Today, eleven years later, this phenomenon is so ordinary that, whenever somebody tells me that he has studied media, I look at him suspiciously. Another "lesson" I learnt while working for the media of my country is that young people are seldom given opportunities to show their talent, by making reportages that could indicate another side of the Greek reality, that the Greek public is in great need of.

Unfortunately, most of the media are staffed by veterans of journalism and the young people who are so willing to work, have to reduce themselves at making informational portals, earning only 200, 300 and if they 're lucky, 500 Euros without having standard working hours or days off. The work here is conducted on this way: the employees search on different sites and "copy-paste" the news. As a consequence, many young people are not able to write a text correctly when they are asked to, as they have not trained their writing skills adequately and their vocabulary is quite poor. The internet is certainly the first choice of the readers in the field of information. However, research is seldom conducted so the reportages in almost all sites look similar.
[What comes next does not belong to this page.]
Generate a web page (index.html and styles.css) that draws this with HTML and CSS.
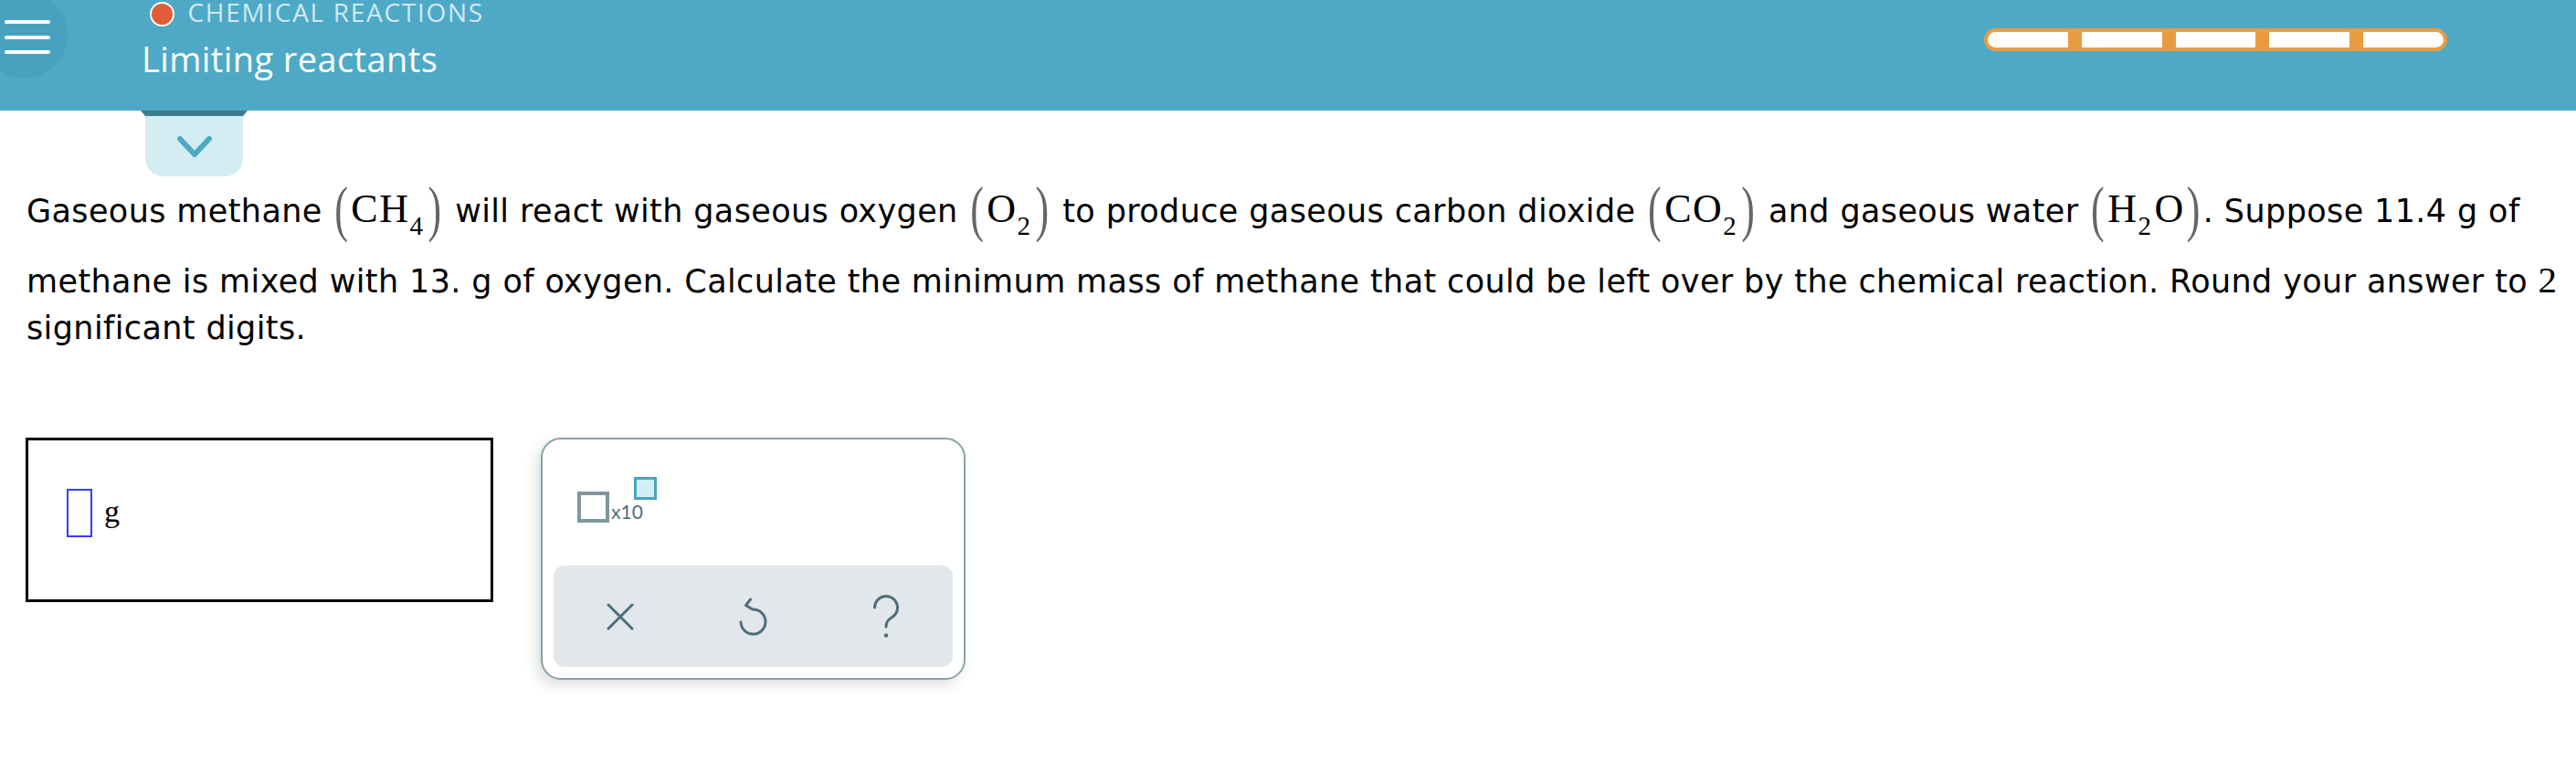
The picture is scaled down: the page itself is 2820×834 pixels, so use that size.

The only alternative for the young journalists are the personal blogs, where they can present their reportages and interviews with people from the world of art, science, sports or activism, works that they would love to read themselves on newspapers and magazines. I do not know if the doors in the field of information are also shut for the young journalists in other countries, but sometimes I wonder how different things would be, if information was richer and the voices of so many talented youngsters were heard at a wider extent.